▶ **Information supplied**
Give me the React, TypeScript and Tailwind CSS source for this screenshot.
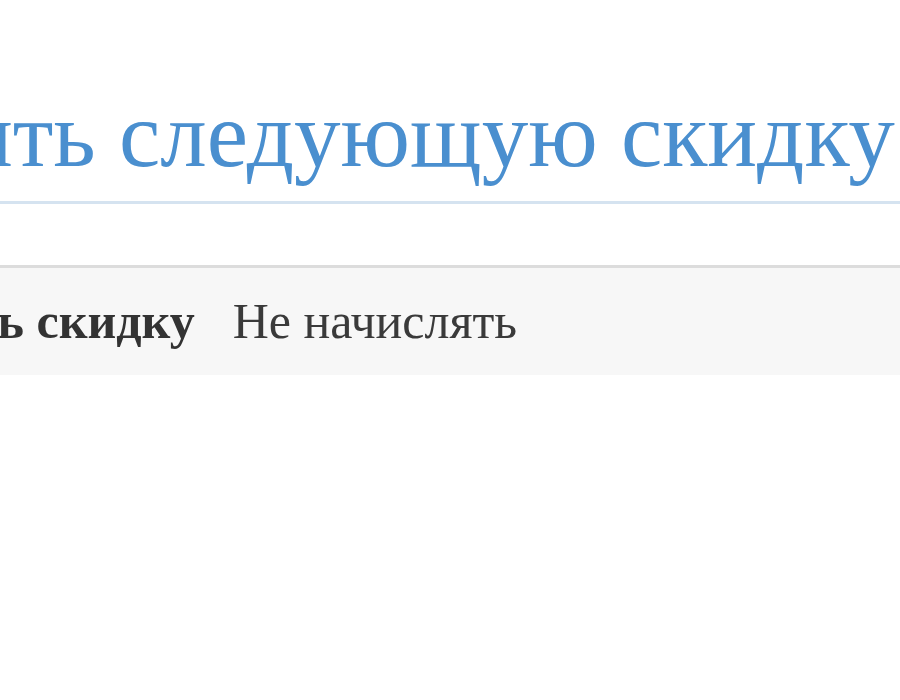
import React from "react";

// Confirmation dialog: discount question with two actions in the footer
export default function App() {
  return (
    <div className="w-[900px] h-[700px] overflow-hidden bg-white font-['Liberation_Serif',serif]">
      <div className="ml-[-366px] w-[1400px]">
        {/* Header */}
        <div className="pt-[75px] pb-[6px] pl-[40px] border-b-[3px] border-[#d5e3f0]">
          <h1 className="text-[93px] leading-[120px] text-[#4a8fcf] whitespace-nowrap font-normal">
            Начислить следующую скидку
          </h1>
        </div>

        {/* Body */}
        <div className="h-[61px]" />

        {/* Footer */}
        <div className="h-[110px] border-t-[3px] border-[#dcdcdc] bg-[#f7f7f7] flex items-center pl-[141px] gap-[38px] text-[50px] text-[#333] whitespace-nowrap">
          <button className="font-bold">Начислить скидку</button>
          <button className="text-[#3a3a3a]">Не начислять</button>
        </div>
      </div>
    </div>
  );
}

▶ **Do this**
Leave out the pictures and give the listing above again exactly.

▶ **Exercise solution**
Give me the React, TypeScript and Tailwind CSS source for this screenshot.
import React from "react";

// Confirmation dialog: discount question with two actions in the footer
export default function App() {
  return (
    <div className="w-[900px] h-[700px] overflow-hidden bg-white font-['Liberation_Serif',serif]">
      <div className="ml-[-366px] w-[1400px]">
        {/* Header */}
        <div className="pt-[75px] pb-[6px] pl-[40px] border-b-[3px] border-[#d5e3f0]">
          <h1 className="text-[93px] leading-[120px] text-[#4a8fcf] whitespace-nowrap font-normal">
            Начислить следующую скидку
          </h1>
        </div>

        {/* Body */}
        <div className="h-[61px]" />

        {/* Footer */}
        <div className="h-[110px] border-t-[3px] border-[#dcdcdc] bg-[#f7f7f7] flex items-center pl-[141px] gap-[38px] text-[50px] text-[#333] whitespace-nowrap">
          <button className="font-bold">Начислить скидку</button>
          <button className="text-[#3a3a3a]">Не начислять</button>
        </div>
      </div>
    </div>
  );
}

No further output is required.